Gusmão’s main opponent is Mari Alkatiri, who served as Timor-Leste’s first prime minister from 2002 to 2006 when he resigned amid civil unrest stemming from an army mutiny. One might have thought that would be the end of his political career. But he became prime minister again from September 2017 until May 2018. His party, the Revolutionary Front for an Independent East Timor, moreover, is considered to be exceptionally well-organized.

Gusmão, Alkatiri, and Ramos-Horta are among the so-called “1975 generation” of freedom fighters who have been running against each other for office since independence, wrote Inside Story, an Australian news magazine. In that time, clashes between protesters and security forces have become regular occurrences in the country’s streets – especially among poor folk who understandably demand a better quality of life.
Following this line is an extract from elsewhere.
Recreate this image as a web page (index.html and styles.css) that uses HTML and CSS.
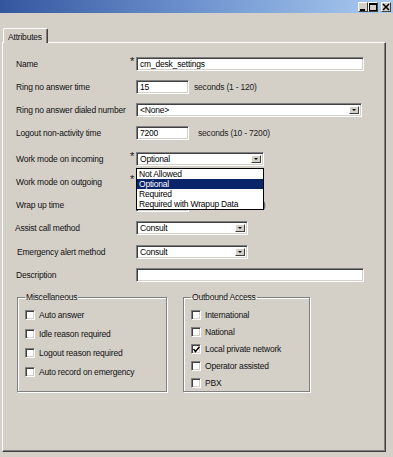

In 1975, when the Portuguese withdrew, the country saw a brief civil war, an invasion by Indonesia, and “some of the “worst atrocities of modern times in their struggle for self-determination,” a struggle that killed more than 200,000 people, a quarter of the population, noted the BBC.

The older generation helped turn the page on these times, dreaming of a future of freedom, peace, and prosperity for their children. Now, it needs to move fast in order to make sure their grandchildren have the funding to make those dreams come true.